[SHORT PROBLEM]
Will you extract the entries word for word? Images should not appear in the copy.

[DATA RECORDS]
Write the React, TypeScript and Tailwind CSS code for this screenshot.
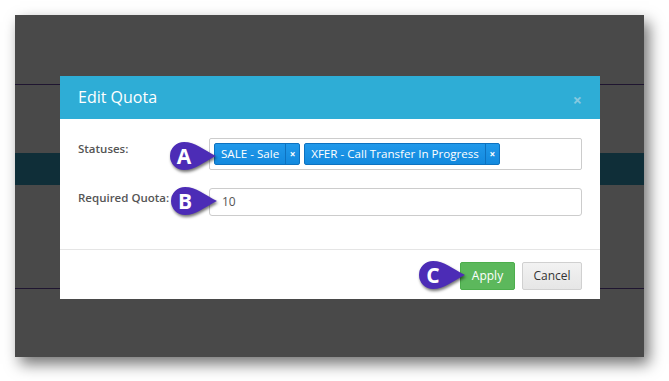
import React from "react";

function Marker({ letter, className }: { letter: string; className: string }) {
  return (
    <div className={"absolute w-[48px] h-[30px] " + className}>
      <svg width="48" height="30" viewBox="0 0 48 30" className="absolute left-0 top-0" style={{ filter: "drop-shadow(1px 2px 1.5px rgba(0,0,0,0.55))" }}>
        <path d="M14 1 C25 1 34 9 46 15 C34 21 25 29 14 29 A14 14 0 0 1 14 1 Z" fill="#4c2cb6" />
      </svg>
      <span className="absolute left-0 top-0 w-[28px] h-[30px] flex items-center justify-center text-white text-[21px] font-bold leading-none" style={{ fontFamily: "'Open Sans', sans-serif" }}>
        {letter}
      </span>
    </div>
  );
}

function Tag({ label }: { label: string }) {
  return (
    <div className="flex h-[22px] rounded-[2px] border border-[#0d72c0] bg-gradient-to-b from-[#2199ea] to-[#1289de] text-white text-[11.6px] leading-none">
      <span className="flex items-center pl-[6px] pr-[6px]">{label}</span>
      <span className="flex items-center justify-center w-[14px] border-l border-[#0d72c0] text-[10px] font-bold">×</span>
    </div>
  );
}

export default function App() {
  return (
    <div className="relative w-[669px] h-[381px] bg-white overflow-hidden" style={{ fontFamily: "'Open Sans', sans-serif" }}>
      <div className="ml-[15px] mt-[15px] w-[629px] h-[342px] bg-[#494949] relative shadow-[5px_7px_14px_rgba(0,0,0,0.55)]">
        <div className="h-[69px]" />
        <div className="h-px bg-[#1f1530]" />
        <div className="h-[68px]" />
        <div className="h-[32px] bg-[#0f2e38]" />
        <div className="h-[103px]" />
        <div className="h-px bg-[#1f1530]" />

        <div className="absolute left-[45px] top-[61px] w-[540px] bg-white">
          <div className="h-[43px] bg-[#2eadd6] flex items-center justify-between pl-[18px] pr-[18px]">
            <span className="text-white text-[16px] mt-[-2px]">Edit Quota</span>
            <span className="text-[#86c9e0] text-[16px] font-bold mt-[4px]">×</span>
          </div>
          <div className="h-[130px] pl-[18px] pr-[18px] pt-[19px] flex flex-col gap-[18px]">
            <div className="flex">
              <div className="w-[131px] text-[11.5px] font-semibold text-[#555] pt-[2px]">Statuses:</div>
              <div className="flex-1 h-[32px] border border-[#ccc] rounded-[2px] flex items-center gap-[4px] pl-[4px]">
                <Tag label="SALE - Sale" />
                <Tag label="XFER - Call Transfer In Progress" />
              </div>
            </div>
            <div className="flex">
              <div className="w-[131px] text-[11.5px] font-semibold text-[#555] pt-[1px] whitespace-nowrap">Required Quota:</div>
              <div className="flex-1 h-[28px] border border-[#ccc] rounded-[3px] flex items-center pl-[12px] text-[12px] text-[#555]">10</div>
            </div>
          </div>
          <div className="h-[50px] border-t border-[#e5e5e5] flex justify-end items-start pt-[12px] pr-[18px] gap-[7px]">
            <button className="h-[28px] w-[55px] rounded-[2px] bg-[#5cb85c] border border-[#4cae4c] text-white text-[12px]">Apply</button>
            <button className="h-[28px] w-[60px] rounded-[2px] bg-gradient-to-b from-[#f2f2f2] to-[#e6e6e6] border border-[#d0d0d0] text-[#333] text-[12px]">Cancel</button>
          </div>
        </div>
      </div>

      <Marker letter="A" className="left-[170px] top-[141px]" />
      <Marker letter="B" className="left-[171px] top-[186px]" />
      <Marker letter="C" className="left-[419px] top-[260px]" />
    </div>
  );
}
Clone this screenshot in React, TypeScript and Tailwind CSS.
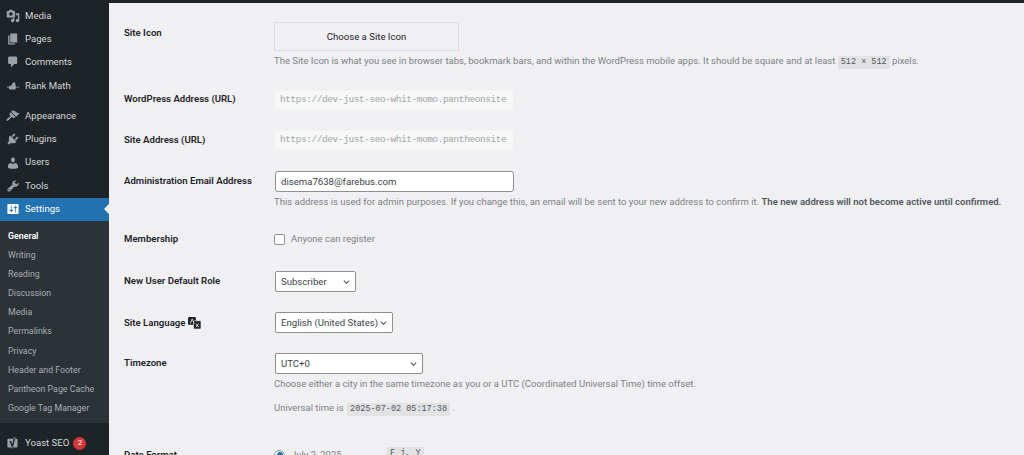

[WRITTEN SOLUTION]
Write the React, TypeScript and Tailwind CSS code for this screenshot.
import React from "react";

function Marker({ letter, className }: { letter: string; className: string }) {
  return (
    <div className={"absolute w-[48px] h-[30px] " + className}>
      <svg width="48" height="30" viewBox="0 0 48 30" className="absolute left-0 top-0" style={{ filter: "drop-shadow(1px 2px 1.5px rgba(0,0,0,0.55))" }}>
        <path d="M14 1 C25 1 34 9 46 15 C34 21 25 29 14 29 A14 14 0 0 1 14 1 Z" fill="#4c2cb6" />
      </svg>
      <span className="absolute left-0 top-0 w-[28px] h-[30px] flex items-center justify-center text-white text-[21px] font-bold leading-none" style={{ fontFamily: "'Open Sans', sans-serif" }}>
        {letter}
      </span>
    </div>
  );
}

function Tag({ label }: { label: string }) {
  return (
    <div className="flex h-[22px] rounded-[2px] border border-[#0d72c0] bg-gradient-to-b from-[#2199ea] to-[#1289de] text-white text-[11.6px] leading-none">
      <span className="flex items-center pl-[6px] pr-[6px]">{label}</span>
      <span className="flex items-center justify-center w-[14px] border-l border-[#0d72c0] text-[10px] font-bold">×</span>
    </div>
  );
}

export default function App() {
  return (
    <div className="relative w-[669px] h-[381px] bg-white overflow-hidden" style={{ fontFamily: "'Open Sans', sans-serif" }}>
      <div className="ml-[15px] mt-[15px] w-[629px] h-[342px] bg-[#494949] relative shadow-[5px_7px_14px_rgba(0,0,0,0.55)]">
        <div className="h-[69px]" />
        <div className="h-px bg-[#1f1530]" />
        <div className="h-[68px]" />
        <div className="h-[32px] bg-[#0f2e38]" />
        <div className="h-[103px]" />
        <div className="h-px bg-[#1f1530]" />

        <div className="absolute left-[45px] top-[61px] w-[540px] bg-white">
          <div className="h-[43px] bg-[#2eadd6] flex items-center justify-between pl-[18px] pr-[18px]">
            <span className="text-white text-[16px] mt-[-2px]">Edit Quota</span>
            <span className="text-[#86c9e0] text-[16px] font-bold mt-[4px]">×</span>
          </div>
          <div className="h-[130px] pl-[18px] pr-[18px] pt-[19px] flex flex-col gap-[18px]">
            <div className="flex">
              <div className="w-[131px] text-[11.5px] font-semibold text-[#555] pt-[2px]">Statuses:</div>
              <div className="flex-1 h-[32px] border border-[#ccc] rounded-[2px] flex items-center gap-[4px] pl-[4px]">
                <Tag label="SALE - Sale" />
                <Tag label="XFER - Call Transfer In Progress" />
              </div>
            </div>
            <div className="flex">
              <div className="w-[131px] text-[11.5px] font-semibold text-[#555] pt-[1px] whitespace-nowrap">Required Quota:</div>
              <div className="flex-1 h-[28px] border border-[#ccc] rounded-[3px] flex items-center pl-[12px] text-[12px] text-[#555]">10</div>
            </div>
          </div>
          <div className="h-[50px] border-t border-[#e5e5e5] flex justify-end items-start pt-[12px] pr-[18px] gap-[7px]">
            <button className="h-[28px] w-[55px] rounded-[2px] bg-[#5cb85c] border border-[#4cae4c] text-white text-[12px]">Apply</button>
            <button className="h-[28px] w-[60px] rounded-[2px] bg-gradient-to-b from-[#f2f2f2] to-[#e6e6e6] border border-[#d0d0d0] text-[#333] text-[12px]">Cancel</button>
          </div>
        </div>
      </div>

      <Marker letter="A" className="left-[170px] top-[141px]" />
      <Marker letter="B" className="left-[171px] top-[186px]" />
      <Marker letter="C" className="left-[419px] top-[260px]" />
    </div>
  );
}
Clone this screenshot in React, TypeScript and Tailwind CSS.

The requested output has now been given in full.